Eminent Domain for Drugs
From his perch at Politico, Dan Diamond has launched what promises to be a terrific new health-policy podcast, Pulse Check, with an interview with CMS’s acting administrator, Andy Slavitt.
The interview is refreshingly candid: among other things, Slavitt confesses that the Obama administration has a lot of work to do to win back the hearts and minds of physicians who’ve become disenchanted with health reform. Slavitt also talks openly about the challenges of balancing his devotion to his family with his public service.
One thing in particular caught my ear. Slavitt said that he expects frustration over drug prices to grow. “If we don’t address this problem in the next four or five years, and prescription drug costs grow as they’ve been growing, this will be one of the top three issues for my successor, if not the No. 1 issue.”
For reasons that Austin explored here, I think that’s probably right (although anger over high deductibles will also rank high on the list). Spending on prescription drugs amount to only 10% of overall health-care spending, but that’s the spending that’s most salient to patients. As pressure builds for a solution, policymakers will be on the lookout for bold new approaches.

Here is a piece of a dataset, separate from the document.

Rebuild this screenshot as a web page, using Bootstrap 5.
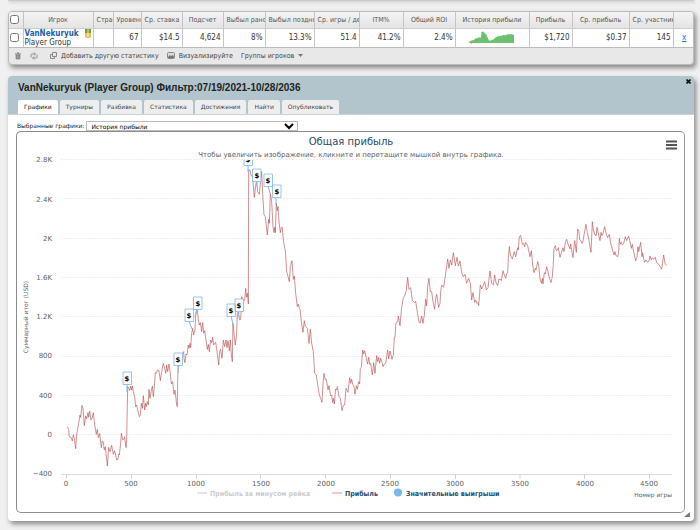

As if on cue, Amy Kapczynski and Aaron Kesselheim have a new paper in Health Affairs sketching out one such approach.
[A] little-known law, codified at 28 U.S.C. section 1498, … gives the government the right to use patented inventions without permission, while paying the patent holder “reasonable and entire compensation.” In the case of pharmaceuticals, a patent gives a company the right to prevent others from making, selling, using, or importing a covered medicine. The “government use” provision is a form of governmental immunity from patent claims: Under it, patent holders can demand royalties but cannot stop the government from producing the medicine or allowing others (in this case, generic manufacturers) to produce or import the medicine. …

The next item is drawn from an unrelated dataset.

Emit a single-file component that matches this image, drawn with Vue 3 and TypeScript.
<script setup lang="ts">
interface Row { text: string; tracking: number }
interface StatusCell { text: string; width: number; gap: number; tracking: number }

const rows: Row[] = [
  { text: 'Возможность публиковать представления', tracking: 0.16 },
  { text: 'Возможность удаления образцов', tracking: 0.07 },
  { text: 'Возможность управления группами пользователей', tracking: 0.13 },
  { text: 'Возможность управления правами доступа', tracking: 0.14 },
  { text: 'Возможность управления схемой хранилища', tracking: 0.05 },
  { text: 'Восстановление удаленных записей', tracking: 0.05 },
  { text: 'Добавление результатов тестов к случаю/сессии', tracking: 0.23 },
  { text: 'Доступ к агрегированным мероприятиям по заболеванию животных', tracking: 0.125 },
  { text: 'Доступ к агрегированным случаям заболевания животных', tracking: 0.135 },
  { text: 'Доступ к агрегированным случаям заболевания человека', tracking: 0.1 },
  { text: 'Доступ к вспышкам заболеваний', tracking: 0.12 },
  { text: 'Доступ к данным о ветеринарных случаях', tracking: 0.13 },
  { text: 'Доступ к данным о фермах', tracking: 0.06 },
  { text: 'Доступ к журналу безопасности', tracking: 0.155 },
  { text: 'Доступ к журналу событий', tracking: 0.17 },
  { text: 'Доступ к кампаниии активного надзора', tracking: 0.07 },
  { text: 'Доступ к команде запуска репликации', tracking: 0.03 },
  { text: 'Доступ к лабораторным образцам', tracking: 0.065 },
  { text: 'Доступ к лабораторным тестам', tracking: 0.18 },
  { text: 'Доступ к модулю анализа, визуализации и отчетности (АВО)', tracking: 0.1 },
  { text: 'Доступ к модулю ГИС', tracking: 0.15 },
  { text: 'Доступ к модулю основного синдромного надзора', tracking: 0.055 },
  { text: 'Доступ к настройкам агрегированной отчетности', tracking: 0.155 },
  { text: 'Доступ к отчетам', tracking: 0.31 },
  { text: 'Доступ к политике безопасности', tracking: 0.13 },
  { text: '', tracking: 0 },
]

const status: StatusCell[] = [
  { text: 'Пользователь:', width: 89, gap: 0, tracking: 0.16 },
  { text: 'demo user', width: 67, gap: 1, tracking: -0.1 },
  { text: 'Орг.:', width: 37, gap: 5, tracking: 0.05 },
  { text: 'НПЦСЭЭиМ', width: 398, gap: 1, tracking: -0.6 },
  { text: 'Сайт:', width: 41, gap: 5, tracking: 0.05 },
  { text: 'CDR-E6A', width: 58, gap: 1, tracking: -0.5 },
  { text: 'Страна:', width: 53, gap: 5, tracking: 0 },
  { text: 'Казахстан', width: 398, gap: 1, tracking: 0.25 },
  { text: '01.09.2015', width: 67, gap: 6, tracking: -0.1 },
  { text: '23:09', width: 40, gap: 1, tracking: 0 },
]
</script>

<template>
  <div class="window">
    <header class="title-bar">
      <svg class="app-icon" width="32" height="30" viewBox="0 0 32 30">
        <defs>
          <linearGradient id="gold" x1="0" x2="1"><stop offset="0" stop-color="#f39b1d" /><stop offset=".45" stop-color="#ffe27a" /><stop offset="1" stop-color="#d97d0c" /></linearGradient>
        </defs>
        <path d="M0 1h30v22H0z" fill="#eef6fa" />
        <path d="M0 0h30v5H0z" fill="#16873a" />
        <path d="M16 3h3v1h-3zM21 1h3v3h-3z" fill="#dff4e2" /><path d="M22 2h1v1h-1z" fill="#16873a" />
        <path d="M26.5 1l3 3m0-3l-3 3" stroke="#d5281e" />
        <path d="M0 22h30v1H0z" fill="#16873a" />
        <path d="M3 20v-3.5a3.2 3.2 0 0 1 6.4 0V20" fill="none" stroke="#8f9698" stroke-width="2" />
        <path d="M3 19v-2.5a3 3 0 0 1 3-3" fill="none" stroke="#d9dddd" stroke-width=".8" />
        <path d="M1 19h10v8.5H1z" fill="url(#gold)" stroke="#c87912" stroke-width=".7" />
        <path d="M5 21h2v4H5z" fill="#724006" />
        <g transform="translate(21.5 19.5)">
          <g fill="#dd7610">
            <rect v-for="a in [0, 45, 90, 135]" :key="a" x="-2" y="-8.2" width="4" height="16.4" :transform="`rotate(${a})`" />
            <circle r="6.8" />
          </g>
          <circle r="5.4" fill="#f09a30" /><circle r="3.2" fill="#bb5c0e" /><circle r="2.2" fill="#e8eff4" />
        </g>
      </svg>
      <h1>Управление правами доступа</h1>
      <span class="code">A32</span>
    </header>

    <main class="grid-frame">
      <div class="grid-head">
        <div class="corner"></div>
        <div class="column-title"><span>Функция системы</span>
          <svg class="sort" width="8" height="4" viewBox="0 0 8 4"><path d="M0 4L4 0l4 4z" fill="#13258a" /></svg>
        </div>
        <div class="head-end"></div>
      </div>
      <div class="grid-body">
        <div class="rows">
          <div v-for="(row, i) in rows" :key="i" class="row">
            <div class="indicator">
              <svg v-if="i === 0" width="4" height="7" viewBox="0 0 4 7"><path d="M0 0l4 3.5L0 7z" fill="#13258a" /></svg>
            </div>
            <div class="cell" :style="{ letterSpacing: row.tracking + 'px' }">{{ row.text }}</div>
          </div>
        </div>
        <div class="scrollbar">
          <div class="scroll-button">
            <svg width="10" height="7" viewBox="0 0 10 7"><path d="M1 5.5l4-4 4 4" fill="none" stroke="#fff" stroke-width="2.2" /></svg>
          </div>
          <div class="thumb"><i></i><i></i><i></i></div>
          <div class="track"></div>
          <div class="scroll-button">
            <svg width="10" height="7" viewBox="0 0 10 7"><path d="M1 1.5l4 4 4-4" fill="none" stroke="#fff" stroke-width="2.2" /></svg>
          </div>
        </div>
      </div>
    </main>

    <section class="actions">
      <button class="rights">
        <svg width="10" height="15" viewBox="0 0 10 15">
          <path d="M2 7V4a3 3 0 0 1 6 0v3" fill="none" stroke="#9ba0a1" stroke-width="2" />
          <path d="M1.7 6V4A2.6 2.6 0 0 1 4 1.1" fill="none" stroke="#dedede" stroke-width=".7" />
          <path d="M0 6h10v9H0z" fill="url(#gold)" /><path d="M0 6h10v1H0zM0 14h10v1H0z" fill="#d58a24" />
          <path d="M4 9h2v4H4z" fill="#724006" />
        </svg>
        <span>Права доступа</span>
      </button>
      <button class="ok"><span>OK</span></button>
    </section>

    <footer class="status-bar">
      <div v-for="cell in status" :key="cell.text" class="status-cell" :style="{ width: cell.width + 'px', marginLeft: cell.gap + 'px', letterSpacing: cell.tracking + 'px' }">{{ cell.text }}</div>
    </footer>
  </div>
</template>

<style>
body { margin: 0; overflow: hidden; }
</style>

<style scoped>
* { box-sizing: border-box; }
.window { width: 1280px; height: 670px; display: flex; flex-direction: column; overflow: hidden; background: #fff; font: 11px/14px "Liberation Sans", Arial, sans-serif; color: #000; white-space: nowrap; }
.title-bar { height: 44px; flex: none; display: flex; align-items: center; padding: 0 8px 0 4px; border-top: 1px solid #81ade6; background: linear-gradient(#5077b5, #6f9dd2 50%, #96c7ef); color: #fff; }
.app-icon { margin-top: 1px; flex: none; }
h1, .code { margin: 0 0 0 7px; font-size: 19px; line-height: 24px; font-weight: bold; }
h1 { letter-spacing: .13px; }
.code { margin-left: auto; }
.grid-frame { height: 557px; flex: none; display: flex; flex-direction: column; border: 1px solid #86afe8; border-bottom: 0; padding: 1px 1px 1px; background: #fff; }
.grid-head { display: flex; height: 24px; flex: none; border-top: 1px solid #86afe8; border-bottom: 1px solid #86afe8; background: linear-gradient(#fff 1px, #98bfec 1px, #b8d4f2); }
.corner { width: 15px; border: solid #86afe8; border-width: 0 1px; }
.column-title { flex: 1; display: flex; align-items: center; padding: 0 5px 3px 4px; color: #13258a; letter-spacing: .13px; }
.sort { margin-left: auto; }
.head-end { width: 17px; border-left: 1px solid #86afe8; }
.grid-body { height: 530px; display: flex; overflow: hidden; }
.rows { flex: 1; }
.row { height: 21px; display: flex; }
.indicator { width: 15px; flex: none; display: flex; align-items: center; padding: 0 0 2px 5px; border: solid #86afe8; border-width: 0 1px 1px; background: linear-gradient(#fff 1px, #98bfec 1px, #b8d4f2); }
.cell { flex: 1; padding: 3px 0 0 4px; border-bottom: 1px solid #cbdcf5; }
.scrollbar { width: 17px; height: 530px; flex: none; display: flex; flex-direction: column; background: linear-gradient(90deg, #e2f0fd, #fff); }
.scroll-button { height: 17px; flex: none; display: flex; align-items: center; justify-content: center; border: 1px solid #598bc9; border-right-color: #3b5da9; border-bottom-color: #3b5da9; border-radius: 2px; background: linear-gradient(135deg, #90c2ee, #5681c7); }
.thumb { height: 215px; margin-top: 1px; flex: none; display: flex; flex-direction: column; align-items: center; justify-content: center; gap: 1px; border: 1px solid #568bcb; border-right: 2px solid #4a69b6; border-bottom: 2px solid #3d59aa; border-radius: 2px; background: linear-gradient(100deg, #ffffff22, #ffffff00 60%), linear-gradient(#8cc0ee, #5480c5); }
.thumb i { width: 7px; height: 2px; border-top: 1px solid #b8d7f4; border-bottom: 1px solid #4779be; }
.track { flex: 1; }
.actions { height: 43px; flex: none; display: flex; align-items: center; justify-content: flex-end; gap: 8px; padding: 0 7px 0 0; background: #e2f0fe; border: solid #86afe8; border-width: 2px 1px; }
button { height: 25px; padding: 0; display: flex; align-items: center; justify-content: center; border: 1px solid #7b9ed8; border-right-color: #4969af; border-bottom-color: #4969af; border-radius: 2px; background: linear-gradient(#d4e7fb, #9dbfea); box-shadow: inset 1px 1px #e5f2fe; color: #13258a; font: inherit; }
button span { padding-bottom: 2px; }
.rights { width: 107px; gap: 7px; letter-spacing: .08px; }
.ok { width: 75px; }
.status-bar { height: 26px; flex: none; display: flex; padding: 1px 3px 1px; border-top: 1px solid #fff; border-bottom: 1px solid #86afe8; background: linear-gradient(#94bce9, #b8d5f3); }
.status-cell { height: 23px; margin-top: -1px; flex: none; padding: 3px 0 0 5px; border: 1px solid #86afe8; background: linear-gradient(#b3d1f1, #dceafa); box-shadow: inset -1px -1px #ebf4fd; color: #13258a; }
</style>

[W]e assess the potential for the federal government to invoke section 1498 to make important new high-cost therapies widely available to patients who need them. We argue that such an approach need not undermine incentives to innovate and could result in net gains from an economic as well as a health perspective. Most prominently, the approach should be considered whenever there is evidence of excessive pricing as measured against the risk-adjusted costs of research and development, and whenever substantial population-level benefits could be realized.
The authors liken their proposal to the power of eminent domain, only for drugs. It’s both provocative and, to my eyes, more promising than other aggressive approaches that are under discussion. (For the curious, Rachel Sachs has succinctly explained why using march-in rights won’t do the trick.) Even the prospect that the government might use eminent domain, as the authors note, might be enough to force drug manufacturers to the negotiating table.
I do have one concern. Kapczynski and Kesselheim are right that, even if the federal government made a habit of infringing patents, drug companies would still retain incentives to innovate. After all, they’d be fully compensated for their risk-adjusted investments in R&D, at least assuming the courts get the valuation right.
But might the use of eminent domain affect which drugs go into development? Cures will become relatively less attractive if drug manufacturers know that the government will probably prevent them from earning outsize profits. At the same time, drugs to treat chronic conditions will become more appealing, even if their health benefits are modest, since eminent domain won’t be used to assure their availability.
I have no idea if this unfortunate incentive effect would be large, but it’s something to consider. Read the whole paper if you want to see where frustration over drug prices might one day take us.